United Nations:  The US must take urgent additional steps to prevent tens of millions of middle-class Americans hit by the COVID-19 pandemic from plunging into poverty, an independent UN human rights expert has said.

UN Special Rapporteur on extreme poverty and human rights Philip Alston has warned that significant portions of America will soon face destitution unless Congress takes “far-reaching” actions.

“Low-income and poor people face far higher risks from the coronavirus due to chronic neglect and discrimination, and a muddled, corporate-driven, federal response [that] has failed them,” said Alston, who made a fact-finding visit to the US in 2017.

He painted a grim picture of record layoffs, a weak safety net, and a government “focusing primarily on businesses and the well-off”.

On March 27, President Donald Trump signed into law a historic USD 2 trillion emergency relief package which made its way through Congress, to provide stopgap funding for workers, small businesses and industry, impacted by the need to lockdown much of the country to halt the transmission of the COVID-19.

The US must take urgent additional steps to prevent tens of millions of middle-class Americans hit by the COVID-19 pandemic from being “plunged into poverty”, he said.

Over a four-week period, more than 22 million people have filed for unemployment and US Federal Reserve economists reportedly project up to 47 million job losses through the summer.

Food bank use is skyrocketing and almost a third of housing tenants in the US reportedly did not pay April’s rent on time.

The independent expert said that people in poverty were disproportionately threatened by the coronavirus.

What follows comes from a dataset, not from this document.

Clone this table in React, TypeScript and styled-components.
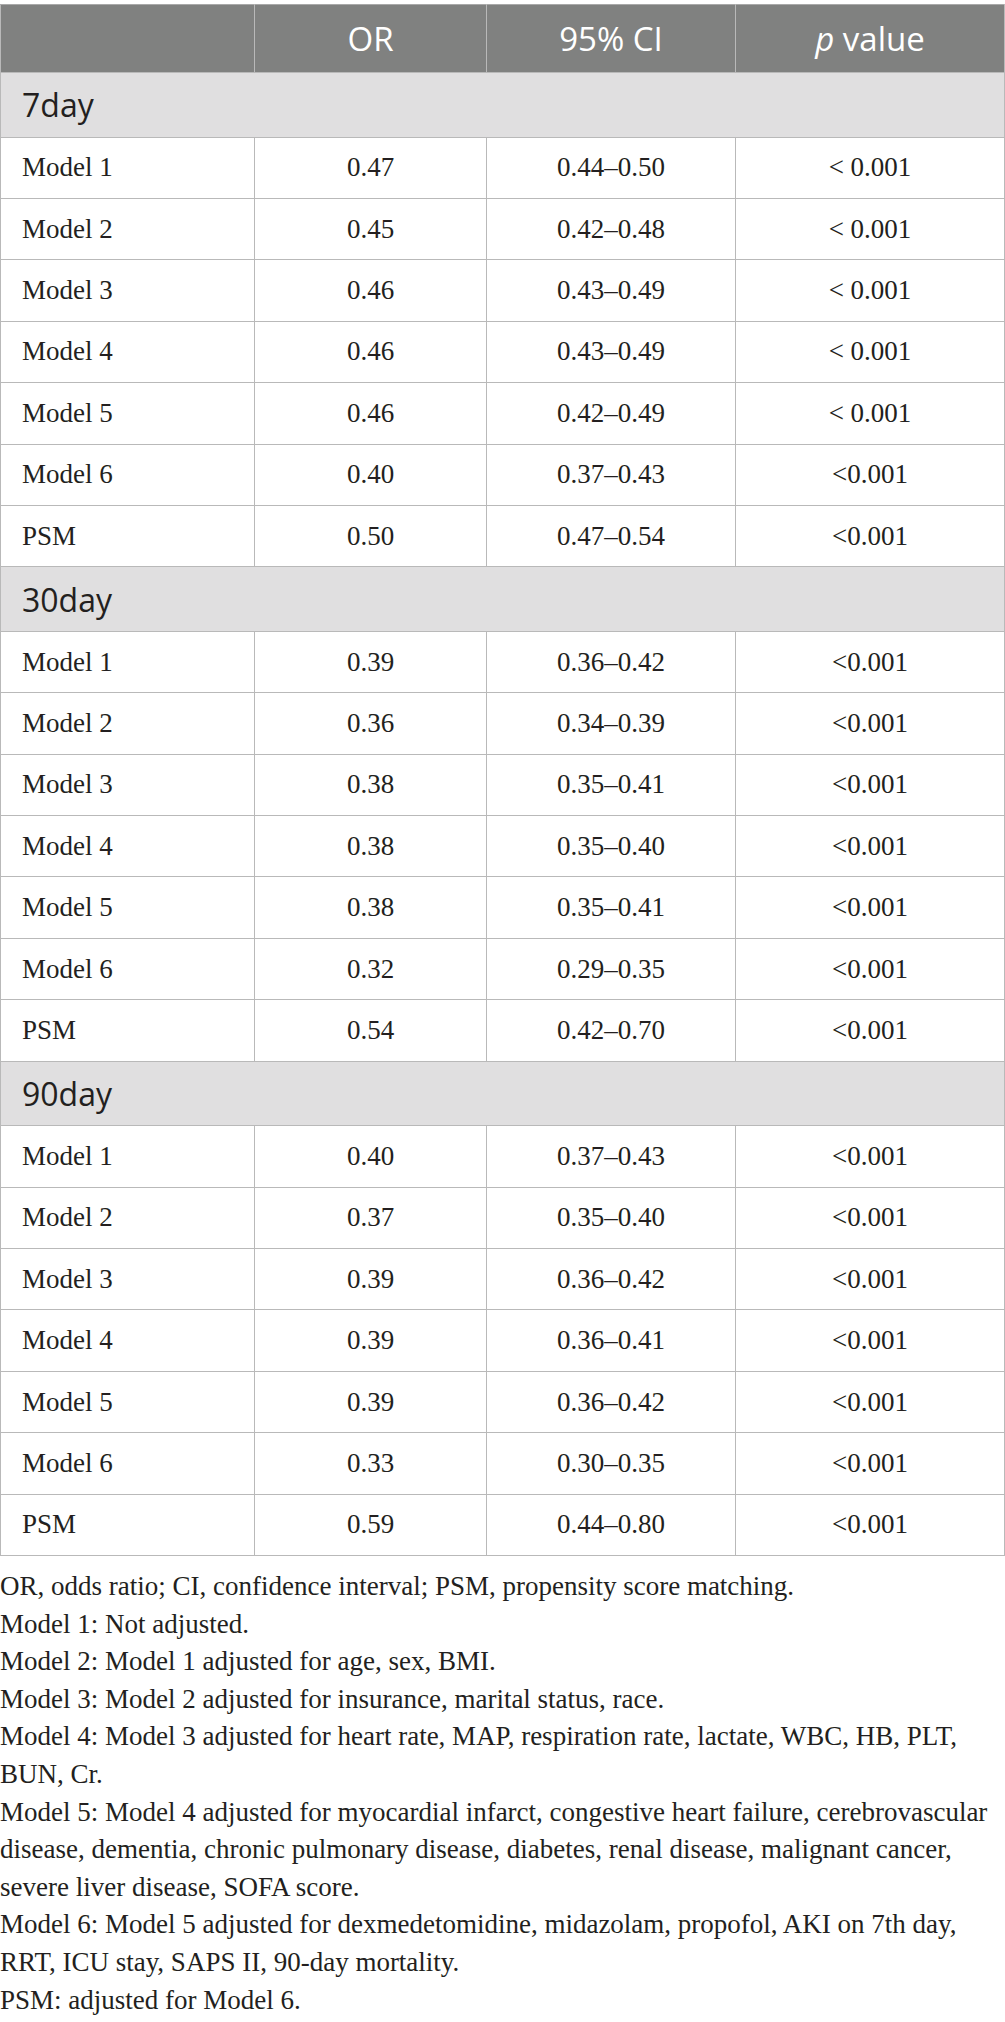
import React from "react";
import styled, { createGlobalStyle } from "styled-components";

const GlobalStyle = createGlobalStyle`
  html, body {
    margin: 0;
    padding: 0;
    background: #ffffff;
  }
`;

const Page = styled.div`
  width: 1005px;
  padding-top: 4px;
  color: #231f20;
`;

const Table = styled.table`
  width: 1004px;
  border-collapse: collapse;
  table-layout: fixed;
`;

const HeadCell = styled.th`
  background: #808180;
  color: #ffffff;
  font-family: "Open Sans", "Noto Sans", sans-serif;
  font-weight: 400;
  font-size: 33px;
  text-align: center;
  height: 67px;
  padding: 0;
  border: 1.5px solid #b9b9b9;
  border-top-color: #a9a9a9;
`;

const SectionCell = styled.td`
  background: #e0dfe0;
  font-family: "Open Sans", "Noto Sans", sans-serif;
  font-size: 32px;
  color: #231f20;
  height: 63.6px;
  padding: 0 0 0 21px;
  border: 1.5px solid #b9b9b9;
`;

const Cell = styled.td<{ $left?: boolean }>`
  font-family: "Liberation Serif", "DejaVu Serif", serif;
  font-size: 27px;
  color: #231f20;
  text-align: ${(p) => (p.$left ? "left" : "center")};
  padding: ${(p) => (p.$left ? "0 0 0 21px" : "0")};
  height: 60.4px;
  border: 1.5px solid #b9b9b9;
`;

const Notes = styled.div`
  padding-top: 12px;
  font-family: "Liberation Serif", "DejaVu Serif", serif;
  font-size: 27px;
  line-height: 37.6px;
  color: #231f20;
`;

const NoteLine = styled.div`
  white-space: nowrap;
`;

type Row = [string, string, string, string];

const sections: { title: string; rows: Row[] }[] = [
  {
    title: "7day",
    rows: [
      ["Model 1", "0.47", "0.44–0.50", "< 0.001"],
      ["Model 2", "0.45", "0.42–0.48", "< 0.001"],
      ["Model 3", "0.46", "0.43–0.49", "< 0.001"],
      ["Model 4", "0.46", "0.43–0.49", "< 0.001"],
      ["Model 5", "0.46", "0.42–0.49", "< 0.001"],
      ["Model 6", "0.40", "0.37–0.43", "<0.001"],
      ["PSM", "0.50", "0.47–0.54", "<0.001"],
    ],
  },
  {
    title: "30day",
    rows: [
      ["Model 1", "0.39", "0.36–0.42", "<0.001"],
      ["Model 2", "0.36", "0.34–0.39", "<0.001"],
      ["Model 3", "0.38", "0.35–0.41", "<0.001"],
      ["Model 4", "0.38", "0.35–0.40", "<0.001"],
      ["Model 5", "0.38", "0.35–0.41", "<0.001"],
      ["Model 6", "0.32", "0.29–0.35", "<0.001"],
      ["PSM", "0.54", "0.42–0.70", "<0.001"],
    ],
  },
  {
    title: "90day",
    rows: [
      ["Model 1", "0.40", "0.37–0.43", "<0.001"],
      ["Model 2", "0.37", "0.35–0.40", "<0.001"],
      ["Model 3", "0.39", "0.36–0.42", "<0.001"],
      ["Model 4", "0.39", "0.36–0.41", "<0.001"],
      ["Model 5", "0.39", "0.36–0.42", "<0.001"],
      ["Model 6", "0.33", "0.30–0.35", "<0.001"],
      ["PSM", "0.59", "0.44–0.80", "<0.001"],
    ],
  },
];

const notes = [
  "OR, odds ratio; CI, confidence interval; PSM, propensity score matching.",
  "Model 1: Not adjusted.",
  "Model 2: Model 1 adjusted for age, sex, BMI.",
  "Model 3: Model 2 adjusted for insurance, marital status, race.",
  "Model 4: Model 3 adjusted for heart rate, MAP, respiration rate, lactate, WBC, HB, PLT,",
  "BUN, Cr.",
  "Model 5: Model 4 adjusted for myocardial infarct, congestive heart failure, cerebrovascular",
  "disease, dementia, chronic pulmonary disease, diabetes, renal disease, malignant cancer,",
  "severe liver disease, SOFA score.",
  "Model 6: Model 5 adjusted for dexmedetomidine, midazolam, propofol, AKI on 7th day,",
  "RRT, ICU stay, SAPS II, 90-day mortality.",
  "PSM: adjusted for Model 6.",
];

export default function App() {
  return (
    <Page>
      <GlobalStyle />
      <Table>
        <colgroup>
          <col style={{ width: 254 }} />
          <col style={{ width: 232 }} />
          <col style={{ width: 249 }} />
          <col style={{ width: 269 }} />
        </colgroup>
        <thead>
          <tr>
            <HeadCell />
            <HeadCell>OR</HeadCell>
            <HeadCell>95% CI</HeadCell>
            <HeadCell>
              <i>p</i> value
            </HeadCell>
          </tr>
        </thead>
        <tbody>
          {sections.map((s) => (
            <React.Fragment key={s.title}>
              <tr>
                <SectionCell colSpan={4}>{s.title}</SectionCell>
              </tr>
              {s.rows.map((r, i) => (
                <tr key={s.title + i}>
                  <Cell $left>{r[0]}</Cell>
                  <Cell>{r[1]}</Cell>
                  <Cell>{r[2]}</Cell>
                  <Cell>{r[3]}</Cell>
                </tr>
              ))}
            </React.Fragment>
          ))}
        </tbody>
      </Table>
      <Notes>
        {notes.map((n) => (
          <NoteLine key={n}>{n}</NoteLine>
        ))}
      </Notes>
    </Page>
  );
}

“They are more likely to work in jobs with a high risk of exposure, live in crowded and insecure housing, reside in neighbourhoods that are more vulnerable because of air pollution, and lack access to healthcare. Communities of colour, who face a persistent racial wealth gap, are at particular risk and are dying at much higher rates,” he said.

The poor have fewer resources to cushion economic blows and are more susceptible to mass layoffs and pay cuts. And low-income children have less capacity to access classes online, Alston said.

“Despite these severe risks, federal relief is not yet reaching many people in need and is fundamentally inadequate in scope and kind given the magnitude of the crisis and its longer-term impact,” Alston said, noting that one-time payments not only provide less than a month’s living wage but also exclude millions of taxpaying undocumented immigrants.

More than half of workers were left out of sick leave legislation, the Special Rapporteur highlighted; student debt relief excludes the millions who borrowed from private companies; and despite tens of millions of people lacking insurance, no comprehensive steps have been taken to cover medical treatment, Alston said.

He called for “accessible, affordable treatment” to ensure that when a coronavirus vaccine does become available, it is not rolled out first to the wealthy f and “only eventually” to those most at risk.

“Poor people will be harmed if Congress continues to deny meaningful assistance to state and local governments, which are considering cuts to services like public transportation, education, legal aid and healthcare,” he said.

Even before the crisis, an estimated two in five Americans could not cover a USD 400 expense without going into debt, and according to the US Census Bureau, in 2018, 38.1 million people lived in poverty.

Flagging that poor Americans have “abysmally insecure working conditions, low pay and unaffordable rents,” Alston also indicated that they lacked guarantees normal in most developed countries, such as the universal healthcare.

The independent UN expert urged the US to provide immediate further relief, such as rental assistance and debt suspension, as well as long-term solutions, including a green stimulus package and student debt cancellation.

“This is a moment to re-evaluate failing health, housing and social support systems that have made this crisis especially painful for the less well-off,” he said.

Special Rapporteurs are appointed by the Geneva-based UN Human Rights Council to examine and report back on a specific human rights theme or a country situation.

According to data maintained by Johns Hopkins University, Over 35,000 people have died in the US and the country has 701,131 infections, the highest in the world.

A total of 154,142 people have died and 2,242,868 people have been infected by the novel coronavirus that originated in China in November last year, according to the varsity data.